[...] Sur l'idée de mort et de renaissance, je ne suis pas étranger à cette idée. Je trouve cela intéressant. Mais pas besoin de croire en Dieu pour cela. Comme tu sais, je suis Darwinien, c'est-à-dire que je pense que le monde, son évolution, est le résultat d'un mécanisme, donc qu'il n'y a pas de plan divin, de finalité, de but, de "causes finales", et partant pas de providence. Du reste, je constate cette absence de providence, d'ordre providentiel partout. En cela, je suis plus proche des Epicuriens que des Stoïciens. Quand j'écrase un escargot par mégarde, où est la providence pour lui? Quand je connais un homme, jeune, bon, qui est atteint d'une maladie rare, et souffre une longue agonie, puis meurt, où est la Providence pour lui? Quand je vois tous les enfants qui meurent, à Auschwitz, au Rwanda, à Gaza, où est la Providence pour eux? On peut dire que le mal n'est qu'apparent, car il est utile à l'ensemble, parfait. Ca ne me convaint pas. Les hommes, les théologiens essaient de résoudre le problème du mal, car comment expliquer tant de souffrances si Dieu est bon? Mais si le mal vient des hommes, alors pourquoi les animaux ne sont pas épargnés, pourquoi les enfants, ou les hommes bons ne sont pas épargnés? D'autre part, si c'est Dieu qui a créé les hommes, c'est Lui qui les a rendu mauvais, qui leur a donné cette possibilité. On parle de libre-arbitre, mais je ne crois pas que les hommes soient libres. De plus, Dieu, comme un mauvais père, un père pervers, rend les hommes libres, mais libres de s'écarter de ce qu'Il veut, alors Il les punit (l'enfer), ou de faire ce qu'Il veut, alors Il les récompense (le Paradis). Donc ils ne sont pas vraiment libres, s'ils doivent faire ce que Dieu veut et s'ils sont sanctionnés s'ils ne le font pas.
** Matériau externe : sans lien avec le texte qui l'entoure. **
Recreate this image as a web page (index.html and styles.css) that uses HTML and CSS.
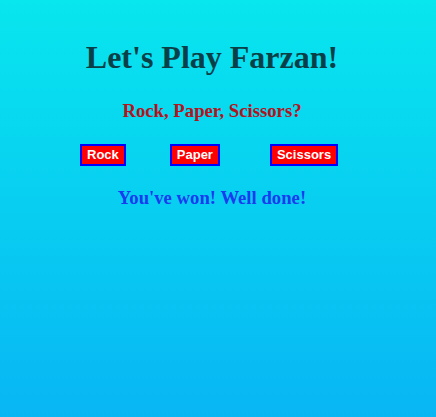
FILE: index.html
```html
<!DOCTYPE html>
<html>
<head>
<meta charset="utf-8">
<link rel="stylesheet" href="styles.css">
</head>
<body>
<main class="game">
  <h1 class="title">Let's Play Farzan!</h1>
  <h2 class="question">Rock, Paper, Scissors?</h2>
  <div class="choices">
    <button class="choice">Rock</button>
    <button class="choice choice-paper">Paper</button>
    <button class="choice choice-scissors">Scissors</button>
  </div>
  <h2 class="result">You've won! Well done!</h2>
</main>
</body>
</html>
```
FILE: styles.css
```css
html, body {
  margin: 0;
  height: 100%;
}
body {
  background: linear-gradient(to bottom, #08e6ee, #08b6f4);
  font-family: "Liberation Serif", "Times New Roman", serif;
}
.game {
  width: 424px;
  padding-top: 39px;
  text-align: center;
}
.title {
  margin: 0;
  font-size: 32px;
  line-height: 37px;
  color: #0a3f48;
}
.question {
  margin: 24px 0 0;
  font-size: 18.72px;
  line-height: 22px;
  color: #b5121b;
}
.choices {
  display: flex;
  padding-left: 80px;
  margin-top: 22px;
}
.choice {
  font-family: "Liberation Sans", Arial, sans-serif;
  font-size: 13px;
  font-weight: bold;
  color: #fff;
  background: #ff0000;
  border: 2px solid #0000ff;
  padding: 1px 5px;
  height: 22px;
  line-height: 16px;
}
.choice-paper { margin-left: 44px; }
.choice-scissors { margin-left: 50px; }
.result {
  margin: 21px 0 0;
  font-size: 18.72px;
  line-height: 22px;
  color: #1a3cf0;
}
```
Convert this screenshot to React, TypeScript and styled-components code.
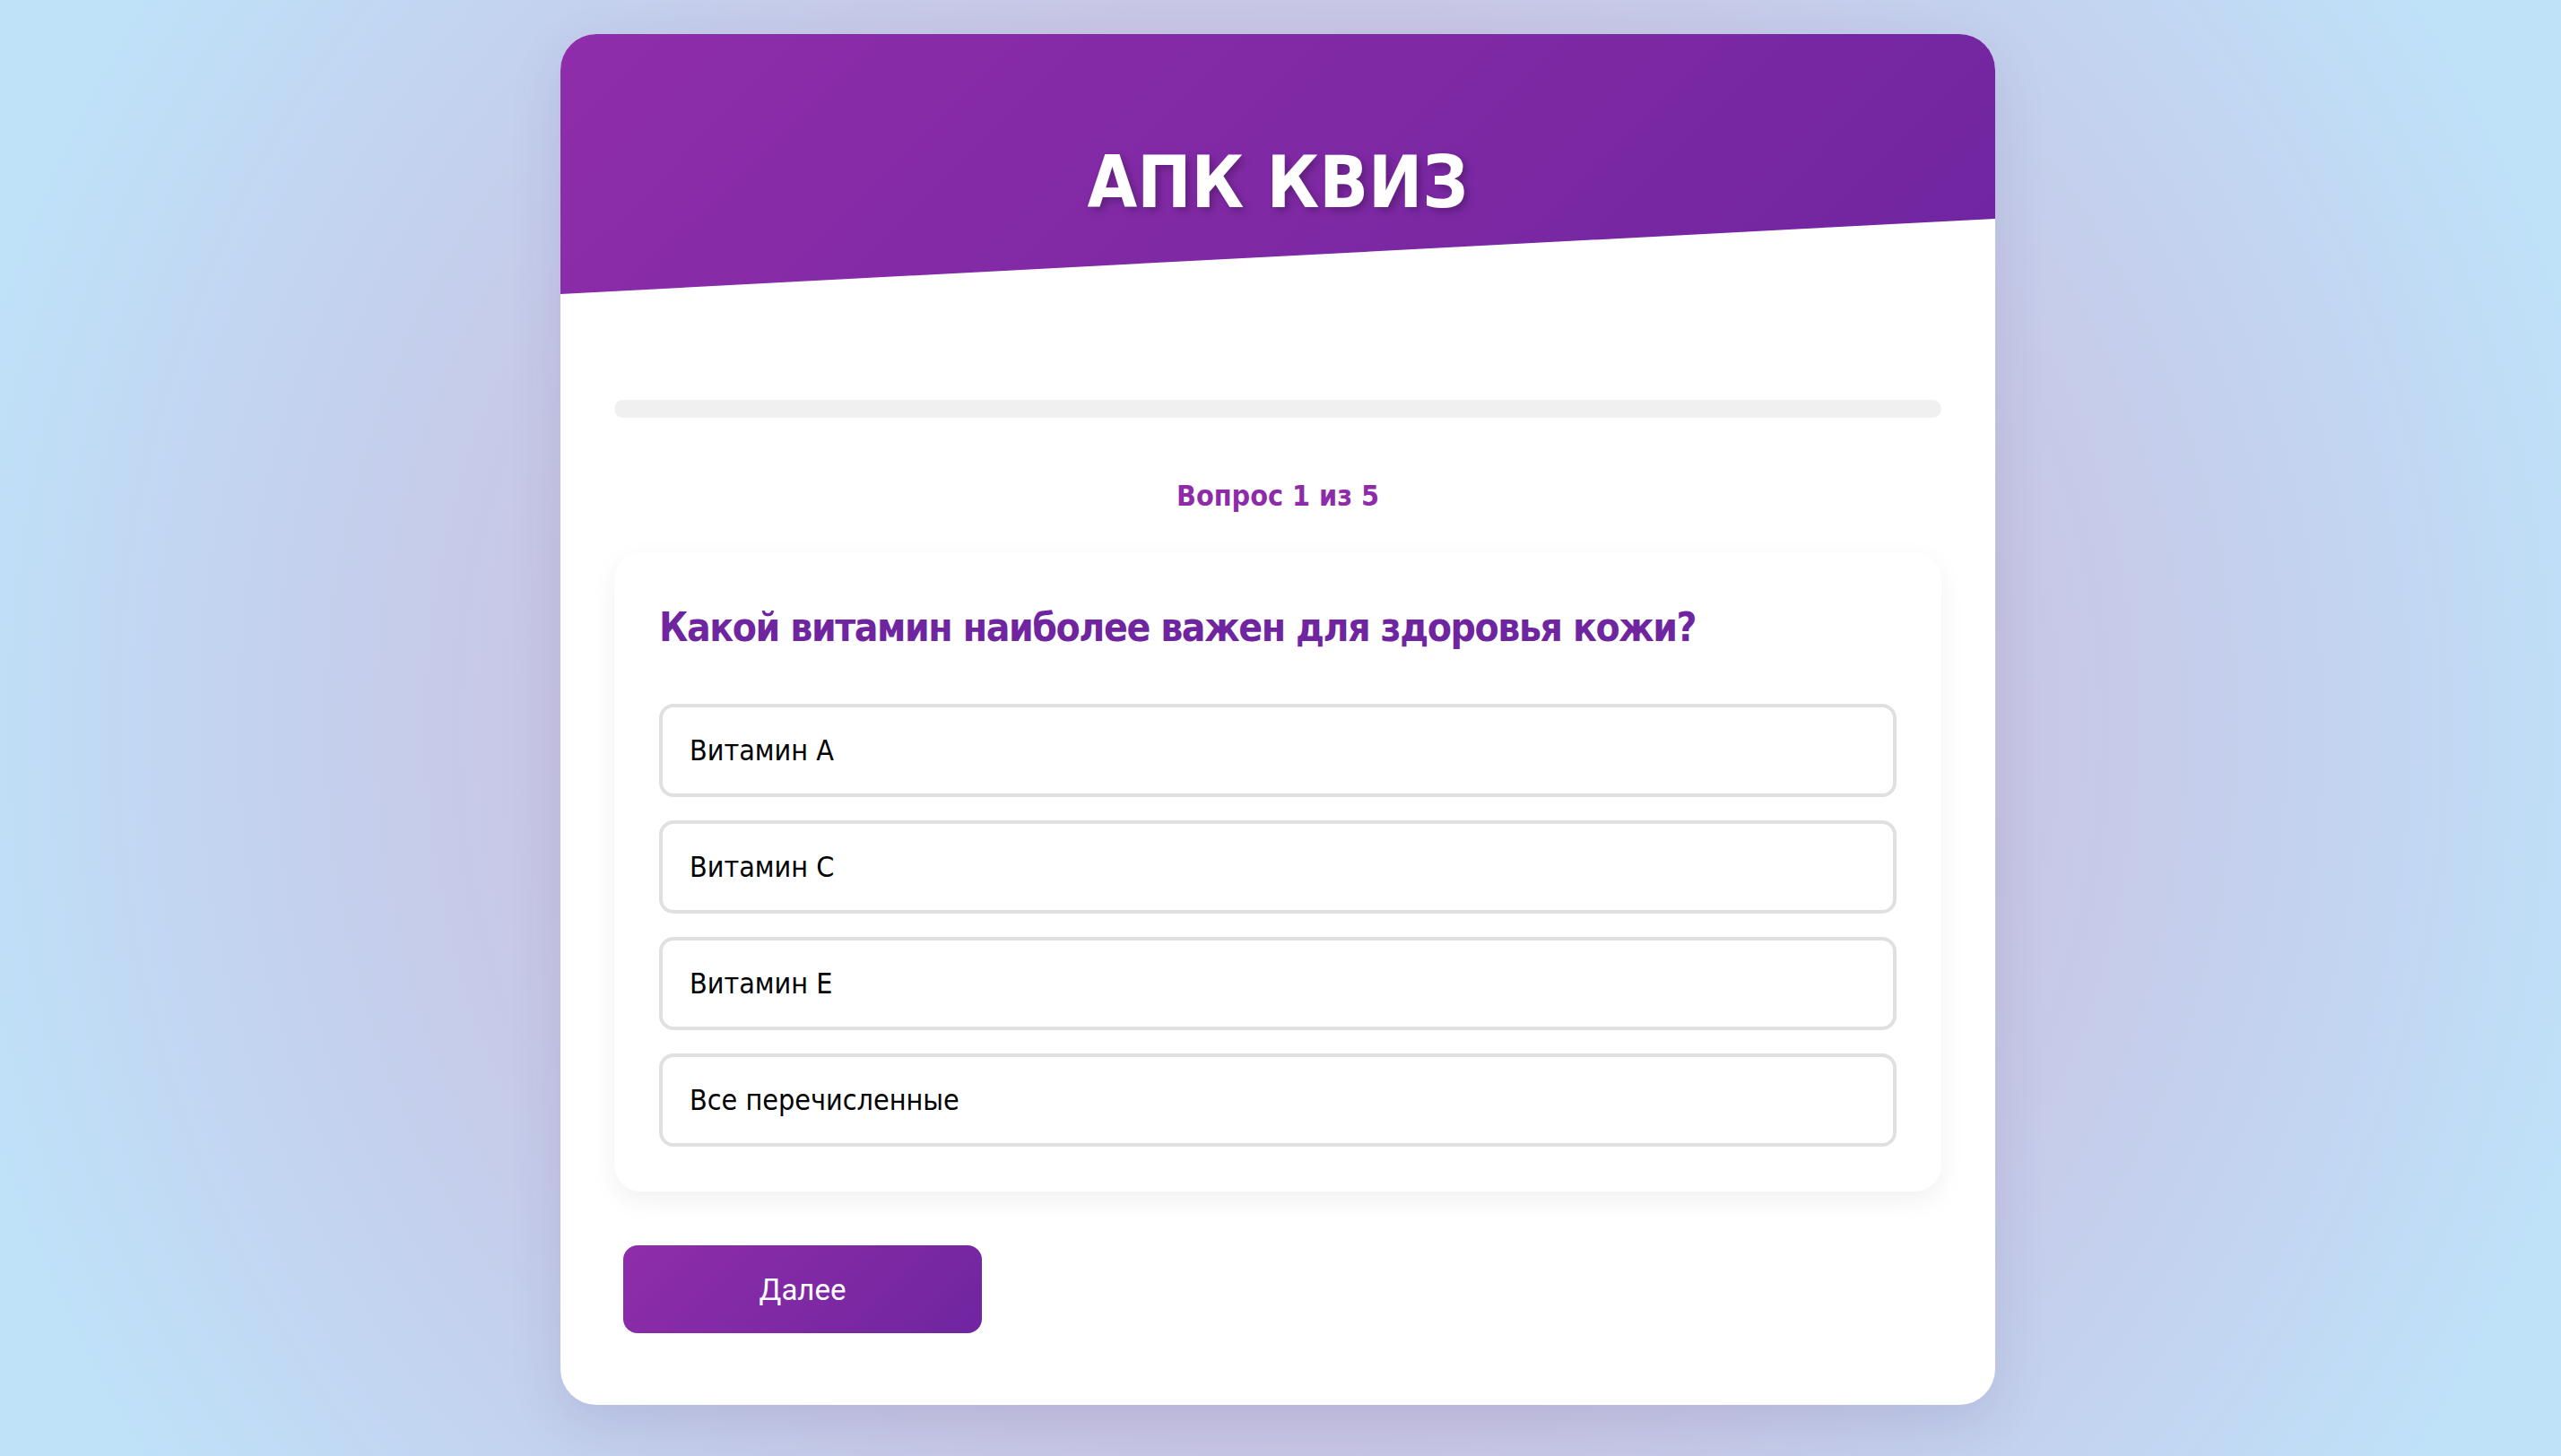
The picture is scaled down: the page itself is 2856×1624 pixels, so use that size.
import React from 'react'
import styled, { createGlobalStyle } from 'styled-components'

const GlobalStyle = createGlobalStyle`
    html, body {
        margin: 0;
        padding: 0;
    }
    body {
        min-height: 100vh;
        font-family: "DejaVu Sans Condensed", "DejaVu Sans", sans-serif;
        background: radial-gradient(circle at 50% 50%, #c9c5e4 0px, #c8c6e5 800px, #c2d6f2 1250px, #bfe2f9 1520px);
    }
`

const Page = styled.div`
    display: flex;
    justify-content: center;
    align-items: flex-start;
    padding: 38px 6px 56px 0;
    box-sizing: border-box;
    min-height: 100vh;
`

const Card = styled.div`
    width: 1600px;
    background: #ffffff;
    border-radius: 40px;
    overflow: hidden;
    box-shadow: 0 20px 60px rgba(60, 40, 110, 0.12);
`

const Header = styled.header`
    height: 290px;
    box-sizing: border-box;
    padding-top: 118px;
    background: linear-gradient(135deg, #8f2daa 0%, #7025a0 100%);
    clip-path: polygon(0 0, 100% 0, 100% 71%, 0 100%);
    text-align: center;
`

const Title = styled.h1`
    margin: 0;
    font-size: 80px;
    line-height: 96px;
    font-weight: 700;
    color: #ffffff;
    text-shadow: 4px 4px 8px rgba(0, 0, 0, 0.25);
`

const Body = styled.div`
    padding: 118px 60px 80px;
`

const Progress = styled.div`
    height: 20px;
    border-radius: 10px;
    background: #f0f0f0;
    overflow: hidden;
`

const ProgressFill = styled.div`
    height: 100%;
    background: linear-gradient(90deg, #8f2daa, #7025a0);
`

const Counter = styled.div`
    margin: 68px 0 44px;
    text-align: center;
    font-size: 32px;
    line-height: 38px;
    font-weight: 700;
    color: #8e2ba9;
`

const QuestionBox = styled.div`
    padding: 50px;
    border-radius: 30px;
    background: #ffffff;
    box-shadow: 0 10px 30px rgba(0, 0, 0, 0.06);
`

const QuestionText = styled.h2`
    margin: 6px 0 57px;
    font-size: 44px;
    line-height: 56px;
    font-weight: 700;
    letter-spacing: -1.4px;
    color: #7025a0;
`

const Options = styled.div`
    display: flex;
    flex-direction: column;
    gap: 26px;
`

const Option = styled.button`
    display: flex;
    align-items: center;
    height: 104px;
    padding: 0 30px;
    box-sizing: border-box;
    border: 4px solid #e0e0e0;
    border-radius: 16px;
    background: #ffffff;
    font-family: inherit;
    font-size: 32px;
    color: #000000;
    text-align: left;
    cursor: pointer;
`

const NextButton = styled.button`
    display: block;
    width: 400px;
    height: 98px;
    margin: 60px 0 0 10px;
    border: none;
    border-radius: 16px;
    background: linear-gradient(135deg, #8f2daa 0%, #7025a0 100%);
    color: #ffffff;
    font-family: Roboto, "Liberation Sans", sans-serif;
    font-size: 33px;
    cursor: pointer;
`

const options = ['Витамин A', 'Витамин C', 'Витамин E', 'Все перечисленные']

const App = (): React.ReactElement => {
    const current = 1
    const total = 5
    const progress = ((current - 1) / total) * 100

    return (
        <>
            <GlobalStyle />
            <Page>
                <Card>
                    <Header>
                        <Title>АПК КВИЗ</Title>
                    </Header>
                    <Body>
                        <Progress>
                            <ProgressFill style={{ width: `${progress}%` }} />
                        </Progress>
                        <Counter>
                            Вопрос {current} из {total}
                        </Counter>
                        <QuestionBox>
                            <QuestionText>Какой витамин наиболее важен для здоровья кожи?</QuestionText>
                            <Options>
                                {options.map((option) => (
                                    <Option key={option}>{option}</Option>
                                ))}
                            </Options>
                        </QuestionBox>
                        <NextButton>Далее</NextButton>
                    </Body>
                </Card>
            </Page>
        </>
    )
}

export default App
Par contre, dans une optique plus matérialiste, on peut résoudre le problème plus facilement. Il n'y a pas de Dieu, juste un monde qui s'auto-organise, qui finit par secréter un ordre, des lois naturelles, et l'homme est pris dedans, comme les animaux ou les plantes.
C'est pourquoi, en tant que non-croyant, les religions me paraissent être le produit du délire humain. D'ailleurs, c'est l'homme qui a inventé l'idée de Dieu. As-tu vu un chien catholique, un chat bouddhiste, un âne musulman, un tigre juif? S'il n'y avait que des animaux sur Terre, il n'y aurait pas de croyance en Dieu. Pendant des millions d'années, il n'y avait pas d'idée ni de présence d'un Dieu fictif sur Terre. Puis l'homme est apparu, s'est complexifié. Il a pris conscience de sa conscience, du fait qu'il est mortel, et a inventé les mythes religieux pour se rassurer, par peur de la mort, par angoisse de l'imprévu, essentiellement. C'est pour cela qu'il y a un rapport évident entre la névrose individuelle et la religion, névrose universelle de l'humanité comme l'a bien décrite Freud dans "l'avenir d'une illusion". Il n'y a pas de rapport de causalité entre les rites et le résultat espéré. Dieu, c'est le père idéal, bon, tout-puissant, qui remplace le père réel défaillant, dont on s'aperçoit des défauts quand on quitte l'enfance. La religion, comme l'écrit Freud, est bien une "fiction consolatrice".